**To be done**
Below is a block of records. Copy every line in it that contains the word "this".
** START **
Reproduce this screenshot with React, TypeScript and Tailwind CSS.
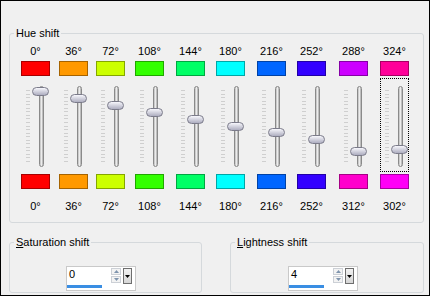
const hues = [
  { top: 0, bottom: 0 },
  { top: 36, bottom: 36 },
  { top: 72, bottom: 72 },
  { top: 108, bottom: 108 },
  { top: 144, bottom: 144 },
  { top: 180, bottom: 180 },
  { top: 216, bottom: 216 },
  { top: 252, bottom: 252 },
  { top: 288, bottom: 312 },
  { top: 324, bottom: 302 },
];

const Swatch = ({ hue }: { hue: number }) => (
  <div
    className="h-[15px] w-[29px] border border-black/35"
    style={{ backgroundColor: `hsl(${hue} 100% 50%)` }}
  />
);

const Slider = ({ value, focused }: { value: number; focused?: boolean }) => {
  const thumbTop = 9 + (value / 360) * 69;
  return (
    <div
      className={`relative flex h-[94px] w-[29px] items-start border ${
        focused ? "border-dotted border-black" : "border-transparent"
      }`}
    >
      <svg width="4" height="72" className="ml-[4px] mt-[11px]">
        {Array.from({ length: 21 }, (_, i) => {
          const y = Math.round(i * 3.55) + 0.5;
          return <line key={i} x1="0" x2="4" y1={y} y2={y} stroke="#cfcfcf" />;
        })}
      </svg>
      <div className="ml-[9px] mt-[7px] h-[81px] w-[5px] rounded-full border border-[#8a8a8a] bg-linear-to-r from-[#bdbdbd] via-[#ececec] to-[#a9a9a9]" />
      <div
        className="absolute left-[10px] h-[9px] w-[17px] rounded-full border border-[#7b7b8a] bg-linear-to-b from-[#f7f7fc] to-[#aeaec0]"
        style={{ top: thumbTop - 1 }}
      />
    </div>
  );
};

const SpinBox = ({ value }: { value: string }) => (
  <div className="flex h-[25px] w-[70px] flex-col border border-[#c9c9c9] bg-white">
    <div className="flex h-[18px] items-start">
      <span className="w-[44px] pl-[2px] pt-[1px] leading-[13px]">{value}</span>
      <div className="mt-[1px] flex w-[10px] flex-col gap-[1px]">
        <div className="flex h-[7px] items-center justify-center border border-[#ccd0d6] bg-[#f3f3f3]">
          <svg width="5" height="3">
            <path d="M0 3 L2.5 0 L5 3 Z" fill="#7e94ad" />
          </svg>
        </div>
        <div className="flex h-[7px] items-center justify-center border border-[#ccd0d6] bg-[#f3f3f3]">
          <svg width="5" height="3">
            <path d="M0 0 L5 0 L2.5 3 Z" fill="#7e94ad" />
          </svg>
        </div>
      </div>
      <div className="ml-[2px] mt-[1px] flex h-[16px] w-[9px] items-center justify-center border border-[#6e6e6e] bg-linear-to-b from-[#f2f2f2] to-[#d6d6d6]">
        <svg width="5" height="3">
          <path d="M0 0 L5 0 L2.5 3 Z" fill="#000" />
        </svg>
      </div>
    </div>
    <div className="h-[3px] w-[35px] bg-[#3a8ee3]" />
  </div>
);

export default function App() {
  return (
    <div className="h-[296px] w-[430px] overflow-hidden border border-black bg-[#f0f0f0] font-['Liberation_Sans',Arial,sans-serif] text-[11px] leading-[13px] text-black">
      <fieldset className="ml-[8px] mt-[26px] w-[415px] rounded-[3px] border border-[#d5d9dc] pb-[9px]">
        <legend className="ml-[4px] px-[2px] leading-[13px]">Hue shift</legend>
        <div className="grid grid-cols-[38px_37px_39px_41px_40px_41px_40px_42px_41px_29px] pl-[11px] pt-[5px]">
          {hues.map((h, i) => (
            <div key={i} className="flex w-[29px] flex-col">
              <span className="text-center">{h.top}°</span>
              <div className="mt-[3px]">
                <Swatch hue={h.top} />
              </div>
              <div className="mt-[2px]">
                <Slider value={h.bottom} focused={i === 9} />
              </div>
              <div className="mt-[2px]">
                <Swatch hue={h.bottom} />
              </div>
              <span className="mt-[11px] text-center">{h.bottom}°</span>
            </div>
          ))}
        </div>
      </fieldset>

      <div className="ml-[8px] mt-[13px] flex gap-[28px]">
        <fieldset className="h-[57px] w-[193px] rounded-[3px] border border-[#d5d9dc]">
          <legend className="ml-[4px] px-[2px] leading-[13px]">
            <span className="underline">S</span>aturation shift
          </legend>
          <div className="ml-[56px] mt-[17px]">
            <SpinBox value="0" />
          </div>
        </fieldset>
        <fieldset className="h-[57px] w-[194px] rounded-[3px] border border-[#d5d9dc]">
          <legend className="ml-[4px] px-[2px] leading-[13px]">
            <span className="underline">L</span>ightness shift
          </legend>
          <div className="ml-[57px] mt-[17px]">
            <SpinBox value="4" />
          </div>
        </fieldset>
      </div>
    </div>
  );
}
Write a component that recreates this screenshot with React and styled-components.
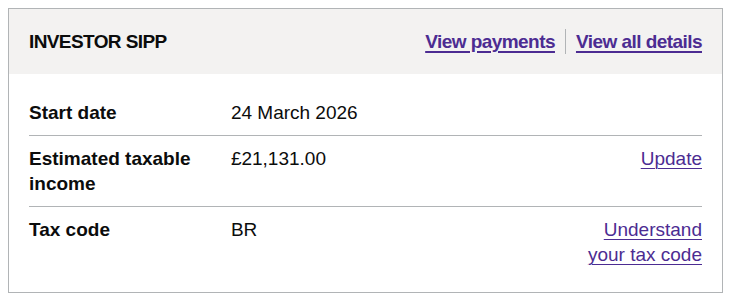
** END **
**Response**
Reproduce this screenshot with React, TypeScript and Tailwind CSS.
Write a component that recreates this screenshot with React and styled-components.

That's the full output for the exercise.